DESCRIPTION OF THE TASK: Find the lines containing the word "components" and copy every one of them.

INFORMATION SHOWN:
↓

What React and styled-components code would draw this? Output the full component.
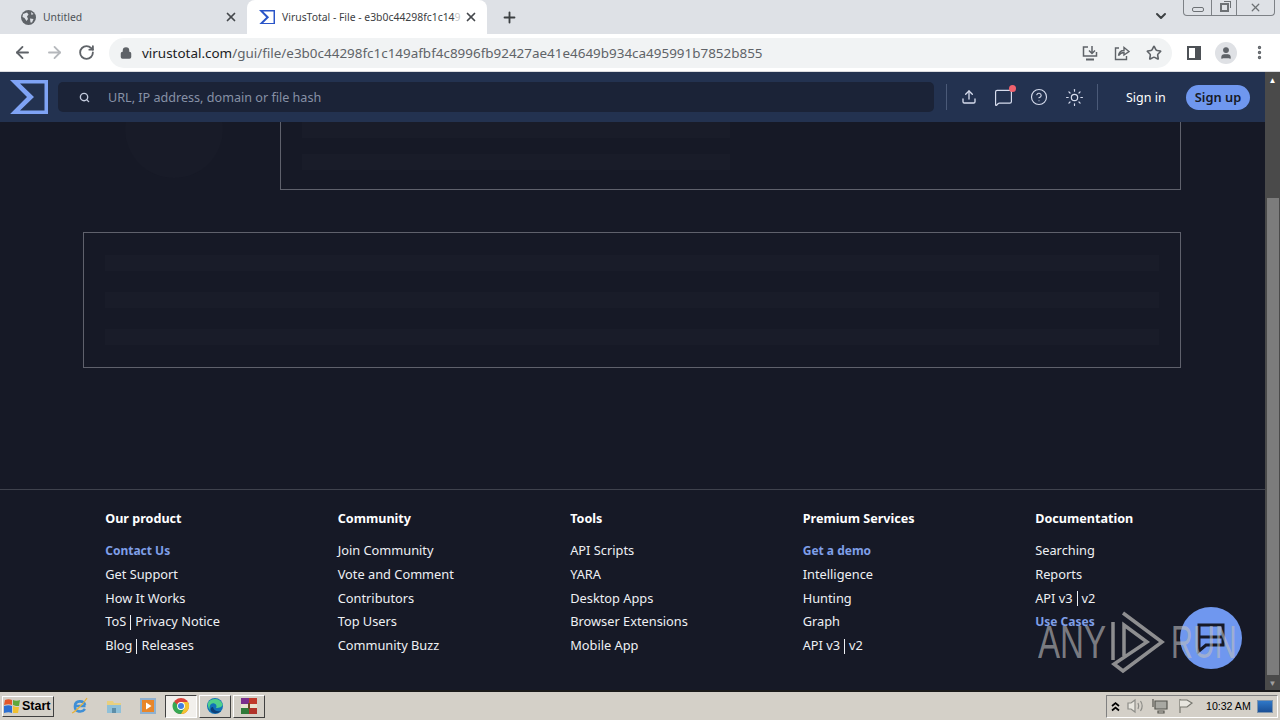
import React from 'react';
import styled, { createGlobalStyle } from 'styled-components';
import {
  ArrowLeft, ArrowRight, RotateCw, Lock, Star, X, Plus, ChevronDown, Search,
  Upload, MessageSquare, CircleHelp, Sun, EllipsisVertical, User,
} from 'lucide-react';

const GlobalStyle = createGlobalStyle`
  html, body { margin: 0; height: 100%; overflow: hidden; }
  body { font-family: "Noto Sans", sans-serif; background: #161926; }
  * { box-sizing: border-box; }
`;

const footerColumns = [
  { title: 'Our product', links: [['Contact Us', true], ['Get Support'], ['How It Works'], ['ToS | Privacy Notice'], ['Blog | Releases']] },
  { title: 'Community', links: [['Join Community'], ['Vote and Comment'], ['Contributors'], ['Top Users'], ['Community Buzz']] },
  { title: 'Tools', links: [['API Scripts'], ['YARA'], ['Desktop Apps'], ['Browser Extensions'], ['Mobile App']] },
  { title: 'Premium Services', links: [['Get a demo', true], ['Intelligence'], ['Hunting'], ['Graph'], ['API v3 | v2']] },
  { title: 'Documentation', links: [['Searching'], ['Reports'], ['API v3 | v2'], ['Use Cases', true]] },
];

const Sigma = ({ size, color }) => (
  <svg width={size} height={size * 0.9} viewBox="0 0 38 34">
    <path fill={color} fillRule="evenodd" d="M0 0H38V34H0L17 17ZM10 3.500L24 17L10 30.500H34.500V3.500Z" />
  </svg>
);

// "ToS | Privacy Notice": the bar sits tight between the words
const LinkLabel = ({ text }) => {
  const [left, right] = text.split(' | ');
  if (!right) return text;
  return <>{left}<Pipe />{right}</>;
};

export default function App() {
  return (
    <Screen>
      <GlobalStyle />
      <TabStrip>
        <Tab>
          <svg width="15" height="15" viewBox="0 0 15 15">
            <circle cx="7.500" cy="7.500" r="7.500" fill="#5f6368" />
            <path fill="#dee1e6" d="M2 4L6 2.500L7.500 4.500L6 6.500L7 9L5.500 11L3.500 8L1.500 7ZM9 8.500L12.500 9L11 12.500L9.500 12.500ZM10 2L12.500 4L10.500 5Z" />
          </svg>
          <TabTitle>Untitled</TabTitle>
          <X size={14} strokeWidth={3} color="#45484c" />
        </Tab>
        <Tab $active>
          <Sigma size={16} color="#2a55c8" />
          <TabTitle $active>VirusTotal - File - e3b0c44298fc1c14<Faded>9</Faded></TabTitle>
          <X size={14} strokeWidth={3} color="#45484c" />
        </Tab>
        <NewTab><Plus size={17} strokeWidth={2.6} color="#3c4043" /></NewTab>
        <TabSpacer />
        <ChevronDown size={16} strokeWidth={3} color="#3c4043" />
        <WindowButtons>
          <WinButton $w={28}><MinGlyph /></WinButton>
          <WinButton $w={25}><RestoreGlyph /></WinButton>
          <WinButton $w={37} $last><X size={13} color="#6d7175" strokeWidth={2.4} /></WinButton>
        </WindowButtons>
      </TabStrip>

      <Toolbar>
        <NavIcon><ArrowLeft size={19} strokeWidth={2.3} color="#5f6368" /></NavIcon>
        <NavIcon><ArrowRight size={19} strokeWidth={2.3} color="#b5b8bc" /></NavIcon>
        <NavIcon><RotateCw size={17} strokeWidth={2.6} color="#5f6368" /></NavIcon>
        <Omnibox>
          <Lock size={12} strokeWidth={3} color="#5f6368" fill="#5f6368" />
          <Url><b>virustotal.com</b>/gui/file/e3b0c44298fc1c149afbf4c8996fb92427ae41e4649b934ca495991b7852b855</Url>
          <OmniActions>
            <svg width="16" height="16" viewBox="0 0 16 16" fill="none" stroke="#5f6368" strokeWidth="1.500">
              <path d="M6 2H1.500V11H14.500V7" />
              <path d="M10 1V8M7 5.500L10 8.500L13 5.500" />
              <path d="M4 14.500H12" strokeWidth="2" />
            </svg>
            <svg width="16" height="16" viewBox="0 0 16 16" fill="none" stroke="#5f6368" strokeWidth="1.400">
              <path d="M5 3H1.500V14.500H12.500V11" />
              <path d="M4.500 10.500C5 7 7.500 5.500 10 5.500V2.500L15 6.500L10 10V7.500C8 7.500 6 8.500 4.500 10.500Z" />
            </svg>
            <Star size={16} strokeWidth={2.4} color="#5f6368" />
          </OmniActions>
        </Omnibox>
        <SidePanelIcon />
        <Avatar><User size={14} color="#5f6368" fill="#5f6368" /></Avatar>
        <EllipsisVertical size={17} strokeWidth={2.8} color="#5f6368" />
      </Toolbar>

      <Viewport>
        <Page>
          <Header>
            <Sigma size={38} color="#7fa3f5" />
            <SearchBox>
              <Search size={11} strokeWidth={3} color="#c3cbdd" />
              <span>URL, IP address, domain or file hash</span>
            </SearchBox>
            <Divider />
            <HeaderIcons>
              <Upload size={16} color="#d6dced" />
              <Badge>
                <MessageSquare size={19} strokeWidth={1.5} color="#d6dced" />
                <Dot />
              </Badge>
              <CircleHelp size={18} strokeWidth={1.5} color="#d6dced" />
              <Sun size={19} strokeWidth={1.5} color="#d6dced" />
            </HeaderIcons>
            <Divider $flush />
            <SignIn>Sign in</SignIn>
            <SignUp>Sign up</SignUp>
          </Header>

          <Content>
            <TopRow>
              <AvatarSkeleton />
              <TopCard>
                <SkeletonLine $w={428} />
                <SkeletonLine $w={428} />
              </TopCard>
            </TopRow>
            <WideCard>
              <SkeletonLine />
              <SkeletonLine />
              <SkeletonLine />
            </WideCard>
            <Footer>
              {footerColumns.map((col) => (
                <FooterColumn key={col.title}>
                  <FooterTitle>{col.title}</FooterTitle>
                  {col.links.map(([label, accent]) => (
                    <FooterLink key={label} $accent={accent}><LinkLabel text={label} /></FooterLink>
                  ))}
                </FooterColumn>
              ))}
            </Footer>
            <Fab>
              <svg width="34" height="34" viewBox="0 0 34 34" fill="none" stroke="#161926" strokeWidth="3">
                <path d="M5 4H29V24H12L5 30Z" />
                <path d="M5 16H29" />
              </svg>
            </Fab>
            <Watermark>
              <WatermarkText $scale={0.72}>ANY</WatermarkText>
              <svg width="58" height="64" viewBox="0 0 58 64" fill="none" stroke="#8e8e90" strokeWidth="3.500">
                <path d="M6 12V50" />
                <path d="M16 3L55 32L16 61L7 54L40 32L17 15V46" />
              </svg>
              <WatermarkText $scale={0.66}>RUN</WatermarkText>
            </Watermark>
          </Content>
        </Page>
        <Scrollbar>
          <ScrollArrow>▲</ScrollArrow>
          <ScrollTrack><ScrollThumb /></ScrollTrack>
          <ScrollArrow $down>▼</ScrollArrow>
        </Scrollbar>
      </Viewport>

      <Taskbar>
        <StartButton>
          <svg width="17" height="16" viewBox="0 0 17 16">
            <path fill="#e2572b" d="M1 2C3 1 6 1 8 2V7C6 6 3 6 0 7Z" />
            <path fill="#5ea83a" d="M9 2C11 3 14 3 16 2L15 8C13 8 11 8 9 7Z" />
            <path fill="#2c6fd1" d="M0 8C3 7 6 7 8 8V15C6 14 3 14 0 15Z" />
            <path fill="#f0c030" d="M9 8C11 9 13 9 15 9L14 15C12 15 11 15 9 15Z" />
          </svg>
          Start
        </StartButton>
        <QuickIcons>
          <QuickIcon>
            <svg width="18" height="18" viewBox="0 0 18 18" fill="none">
              <path d="M14.500 9H4C4 3 13 3 14 8M4 10C4 15 11 16 14 12" stroke="#3f8fd6" strokeWidth="2.600" />
              <path d="M1 16C4 15 13 6 16 1" stroke="#e8b23a" strokeWidth="1.200" />
            </svg>
          </QuickIcon>
          <QuickIcon>
            <svg width="18" height="18" viewBox="0 0 18 18">
              <path fill="#e8cf7e" d="M2 4H8L9 6H16V9H2Z" />
              <path fill="#8fc0d8" d="M2 8H16V16H2Z" />
              <path fill="#5d8ea8" d="M7 11H11V16H7Z" />
            </svg>
          </QuickIcon>
          <QuickIcon>
            <svg width="18" height="18" viewBox="0 0 18 18">
              <rect x="1" y="1" width="16" height="16" fill="#8fb0cf" />
              <rect x="3" y="3" width="12" height="12" fill="#e8862a" />
              <path fill="#fff" d="M7 5.500L12.500 9L7 12.500Z" />
            </svg>
          </QuickIcon>
        </QuickIcons>
        <TaskButton $active>
          <svg width="18" height="18" viewBox="0 0 18 18">
            <circle cx="9" cy="9" r="8" fill="#d9433a" />
            <path fill="#f4c430" d="M9 17A8 8 0 0 0 16 5H9Z" />
            <path fill="#37a853" d="M2 4.500A8 8 0 0 0 9 17L12.500 11H9Z" />
            <circle cx="9" cy="9" r="3.900" fill="#fff" />
            <circle cx="9" cy="9" r="3" fill="#3f7fe0" />
          </svg>
        </TaskButton>
        <TaskButton>
          <svg width="18" height="18" viewBox="0 0 18 18">
            <circle cx="9" cy="9" r="8" fill="#1273b8" />
            <path fill="#4fd08a" d="M2 6C4 1 14 0 16.500 7C17 10 13 11 10 11C12 8 8 5 5 7C4 8 3 10 4 13C2 11 1.500 8 2 6Z" />
            <path fill="#0d3f78" d="M5 14C7 17 12 17 15 14C11 15 8 14 7 10C5 10 4 12 5 14Z" />
          </svg>
        </TaskButton>
        <TaskButton>
          <svg width="18" height="18" viewBox="0 0 18 18">
            <rect x="1" y="1" width="8" height="6" fill="#7a2f8c" />
            <rect x="9" y="1" width="8" height="6" fill="#c0392b" />
            <rect x="1" y="7" width="16" height="4" fill="#e8e2d0" />
            <rect x="1" y="11" width="8" height="6" fill="#2f7a3a" />
            <rect x="9" y="11" width="8" height="6" fill="#b0332a" />
            <rect x="8" y="6" width="2" height="6" fill="#6b4a22" />
          </svg>
        </TaskButton>
        <TaskSpacer />
        <Tray>
          <svg width="11" height="11" viewBox="0 0 11 11" fill="none" stroke="#000" strokeWidth="1.700">
            <path d="M2 5L5.500 2L9 5M2 9.500L5.500 6.500L9 9.500" />
          </svg>
          <svg width="18" height="16" viewBox="0 0 18 16" fill="none" stroke="#8d8d88" strokeWidth="1.200">
            <path d="M1 5H4L8 2V14L4 11H1Z" fill="#e8e6df" />
            <path d="M11 5C12 7 12 9 11 11M13.500 3C15.500 6 15.500 10 13.500 13" />
          </svg>
          <svg width="18" height="16" viewBox="0 0 18 16" fill="none" stroke="#55554f" strokeWidth="1.200">
            <path d="M4 3H16V11H4Z" fill="#a8a8a2" />
            <path d="M2 1V9M7 13H13V15H7Z" />
          </svg>
          <TrayFlag>
            <svg width="16" height="16" viewBox="0 0 16 16" fill="none" stroke="#77776f" strokeWidth="1.200">
              <path d="M2 1V15" />
              <path d="M2 2H9L14 5L9 9H2" fill="#e8e6df" />
            </svg>
          </TrayFlag>
          <Clock>10:32 AM</Clock>
          <DesktopPeek />
        </Tray>
      </Taskbar>
    </Screen>
  );
}

const Screen = styled.div`
  width: 1280px;
  height: 720px;
  display: flex;
  flex-direction: column;
  overflow: hidden;
`;

const TabStrip = styled.div`
  height: 34px;
  background: #dee1e6;
  display: flex;
  align-items: flex-end;
  padding-left: 8px;
  flex-shrink: 0;
  position: relative;
  & > svg { margin: 0 111px 10px 0; }
`;

const Tab = styled.div`
  width: ${(p) => (p.$active ? '240px' : '239px')};
  height: 34px;
  padding: 0 9px 0 ${(p) => (p.$active ? '12px' : '13px')};
  display: flex;
  align-items: center;
  gap: 7px;
  background: ${(p) => (p.$active ? '#fff' : 'transparent')};
  border-radius: 8px 8px 0 0;
  svg { flex-shrink: 0; }
`;

const TabTitle = styled.span`
  flex: 1;
  min-width: 0;
  font-size: 10.4px;
  white-space: nowrap;
  color: ${(p) => (p.$active ? '#3c4043' : '#4d5156')};
`;

const Faded = styled.span`
  opacity: 0.3;
`;

const NewTab = styled.div`
  width: 30px;
  height: 34px;
  display: flex;
  align-items: center;
  justify-content: center;
  margin-left: 7px;
`;

const TabSpacer = styled.div`
  flex: 1;
`;

const WindowButtons = styled.div`
  position: absolute;
  top: 0;
  right: 5px;
  height: 16px;
  display: flex;
  border: 1px solid #7d8186;
  border-top: none;
  border-radius: 0 0 4px 4px;
`;

const WinButton = styled.div`
  width: ${(p) => p.$w}px;
  display: flex;
  align-items: center;
  justify-content: center;
  border-right: ${(p) => (p.$last ? 'none' : '1px solid #7d8186')};
`;

const MinGlyph = styled.div`
  width: 12px;
  height: 5px;
  margin-top: 4px;
  border: 1px solid #6d7175;
  border-radius: 2px;
`;

const RestoreGlyph = styled.div`
  width: 9px;
  height: 9px;
  border: 2px solid #6d7175;
  box-shadow: 2px -2px 0 -1px #dee1e6, 3px -3px 0 -1px #6d7175;
`;

const Toolbar = styled.div`
  height: 38px;
  background: #fff;
  border-bottom: 1px solid #dadce0;
  display: flex;
  align-items: center;
  padding: 0 12px 0 6px;
  flex-shrink: 0;
`;

const NavIcon = styled.div`
  width: 32px;
  display: flex;
  justify-content: center;
`;

const Omnibox = styled.div`
  width: 1063px;
  height: 30px;
  margin-left: 7px;
  border-radius: 15px;
  background: #f1f3f4;
  display: flex;
  align-items: center;
  padding: 0 10px 0 11px;
`;

const Url = styled.div`
  flex: 1;
  margin-left: 10px;
  font-size: 13.44px;
  color: #5f6368;
  white-space: nowrap;
  b { font-weight: 400; color: #202124; }
`;

const OmniActions = styled.div`
  display: flex;
  gap: 16px;
  align-items: center;
`;

const SidePanelIcon = styled.div`
  width: 14px;
  height: 14px;
  margin-left: 15px;
  border: 2px solid #4d5156;
  border-right-width: 6px;
`;

const Avatar = styled.div`
  width: 22px;
  height: 22px;
  margin: 0 14px;
  border-radius: 50%;
  background: #dfe1e5;
  display: flex;
  align-items: center;
  justify-content: center;
`;

const Viewport = styled.div`
  flex: 1;
  display: flex;
  min-height: 0;
`;

const Page = styled.div`
  width: 1265px;
  display: flex;
  flex-direction: column;
  background: #161926;
`;

const Header = styled.header`
  height: 50px;
  background: #233250;
  display: flex;
  align-items: center;
  padding: 0 15px 0 10px;
  flex-shrink: 0;
  position: relative;
  z-index: 1;
`;

const SearchBox = styled.div`
  width: 876px;
  height: 30px;
  margin-left: 10px;
  flex-shrink: 0;
  border-radius: 5px;
  background: #1b2337;
  display: flex;
  align-items: center;
  gap: 18px;
  padding-left: 21px;
  color: #8791a6;
  font-size: 12.6px;
`;

const Divider = styled.div`
  width: 1px;
  height: 26px;
  flex-shrink: 0;
  background: #4b5a78;
  margin-left: ${(p) => (p.$flush ? '0' : '12px')};
`;

const HeaderIcons = styled.div`
  width: 150px;
  flex-shrink: 0;
  padding: 0 13px 0 14px;
  display: flex;
  align-items: center;
  justify-content: space-between;
`;

const Badge = styled.div`
  position: relative;
  display: flex;
`;

const Dot = styled.span`
  position: absolute;
  top: -3px;
  right: -3px;
  width: 7px;
  height: 7px;
  border-radius: 50%;
  background: #f0616d;
`;

const SignIn = styled.div`
  margin-left: 28px;
  width: 39px;
  color: #fff;
  font-size: 12.5px;
  white-space: nowrap;
`;

const SignUp = styled.div`
  margin-left: 21px;
  width: 64px;
  height: 25px;
  flex-shrink: 0;
  border-radius: 13px;
  background: #6f97ef;
  color: #161926;
  font-size: 12.8px;
  font-weight: 600;
  white-space: nowrap;
  display: flex;
  align-items: center;
  justify-content: center;
`;

const Content = styled.main`
  flex: 1;
  min-height: 0;
  position: relative;
  overflow: hidden;
`;

const TopRow = styled.div`
  margin: -60px 84px 0 83px;
  height: 128px;
  display: flex;
  align-items: flex-start;
  justify-content: space-between;
`;

const AvatarSkeleton = styled.div`
  width: 98px;
  height: 98px;
  margin: 18px 0 0 42px;
  border-radius: 50%;
  background: #181b28;
`;

const TopCard = styled.div`
  width: 901px;
  height: 128px;
  border: 1px solid #5f616c;
  padding: 59px 0 0 21px;
  display: flex;
  flex-direction: column;
  gap: 16px;
`;

const SkeletonLine = styled.div`
  height: 16px;
  flex-shrink: 0;
  width: ${(p) => (p.$w ? `${p.$w}px` : '100%')};
  background: #191c29;
`;

const WideCard = styled.section`
  margin: 42px 84px 0 83px;
  height: 136px;
  border: 1px solid #5f616c;
  padding: 22px 21px;
  display: flex;
  flex-direction: column;
  gap: 21px;
`;

const Footer = styled.footer`
  margin-top: 121px;
  border-top: 1px solid #3f424d;
  padding: 20px 0 0 105.2px;
  display: grid;
  grid-template-columns: repeat(5, 232.5px);
`;

const FooterColumn = styled.div`
  display: flex;
  flex-direction: column;
`;

const FooterTitle = styled.div`
  font-size: 12.6px;
  font-weight: 700;
  line-height: 18px;
  color: #fff;
  margin-bottom: 11px;
`;

const FooterLink = styled.div`
  font-size: ${(p) => (p.$accent ? '12px' : '12.8px')};
  line-height: 23.8px;
  white-space: nowrap;
  display: flex;
  align-items: center;
  font-weight: ${(p) => (p.$accent ? 700 : 400)};
  color: ${(p) => (p.$accent ? '#7f9fe8' : '#eef0f4')};
`;

const Pipe = styled.span`
  width: 1px;
  height: 15px;
  margin: 0 4px;
  background: #eef0f4;
`;

const Fab = styled.div`
  position: absolute;
  left: 1180px;
  top: 485px;
  width: 62px;
  height: 62px;
  border-radius: 50%;
  background: #6f97ef;
  display: flex;
  align-items: center;
  justify-content: center;
`;

const Watermark = styled.div`
  position: absolute;
  left: 1038px;
  top: 488px;
  display: flex;
  align-items: center;
  gap: 6px;
  pointer-events: none;
`;

const WatermarkText = styled.span`
  font-family: "Liberation Sans", sans-serif;
  font-size: 46px;
  font-weight: 400;
  color: rgba(190, 190, 190, 0.62);
  display: inline-block;
  width: 63px;
  transform: scaleX(${(p) => p.$scale});
  transform-origin: left center;
`;

const Scrollbar = styled.div`
  width: 15px;
  background: #4a4a4a;
  display: flex;
  flex-direction: column;
`;

const ScrollArrow = styled.div`
  height: 16px;
  font-size: 8px;
  line-height: 16px;
  text-align: center;
  color: ${(p) => (p.$down ? '#a0a0a0' : '#fff')};
`;

const ScrollTrack = styled.div`
  flex: 1;
  padding: 110px 1px 0 2px;
  display: flex;
`;

const ScrollThumb = styled.div`
  flex: 1;
  height: 477px;
  background: #7c7c7c;
`;

const Taskbar = styled.div`
  height: 30px;
  background: #d4d0c8;
  border-top: 2px solid #1a1a1a;
  display: flex;
  align-items: center;
  padding: 0 2px;
  flex-shrink: 0;
`;

const StartButton = styled.div`
  width: 52px;
  height: 21px;
  display: flex;
  align-items: center;
  gap: 1px;
  padding-left: 1px;
  background: #d4d0c8;
  border: 1px solid;
  border-color: #fff #404040 #404040 #fff;
  font-family: "Liberation Sans", sans-serif;
  font-size: 12.5px;
  font-weight: 700;
  color: #000;
`;

const QuickIcons = styled.div`
  display: flex;
  margin-left: 9px;
`;

const QuickIcon = styled.div`
  width: 34px;
  height: 21px;
  display: flex;
  align-items: center;
  justify-content: center;
`;

const TaskButton = styled.div`
  width: 32px;
  height: 23px;
  margin-right: 2px;
  display: flex;
  align-items: center;
  justify-content: center;
  background: ${(p) => (p.$active ? '#f2f0ec' : '#d4d0c8')};
  border: 1px solid;
  border-color: ${(p) => (p.$active ? '#404040 #fff #fff #404040' : '#fff #404040 #404040 #fff')};
`;

const TaskSpacer = styled.div`
  flex: 1;
`;

const Tray = styled.div`
  width: 172px;
  height: 23px;
  flex-shrink: 0;
  display: flex;
  align-items: center;
  gap: 6px;
  padding-left: 3px;
  border: 1px solid;
  border-color: #808080 #fff #fff #808080;
`;

const TrayFlag = styled.div`
  display: flex;
  margin-left: 3px;
`;

const Clock = styled.span`
  margin-left: 6px;
  font-family: "Liberation Sans", sans-serif;
  font-size: 10.6px;
  color: #000;
  white-space: nowrap;
  flex-shrink: 0;
`;

const DesktopPeek = styled.div`
  width: 16px;
  height: 13px;
  flex-shrink: 0;
  background: linear-gradient(180deg, #2f78c8, #1a4f96);
  border: 1px solid #7d94ad;
`;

↑

ANSWER TO THE TASK:
What React and styled-components code would draw this? Output the full component.
import styled, { createGlobalStyle } from 'styled-components';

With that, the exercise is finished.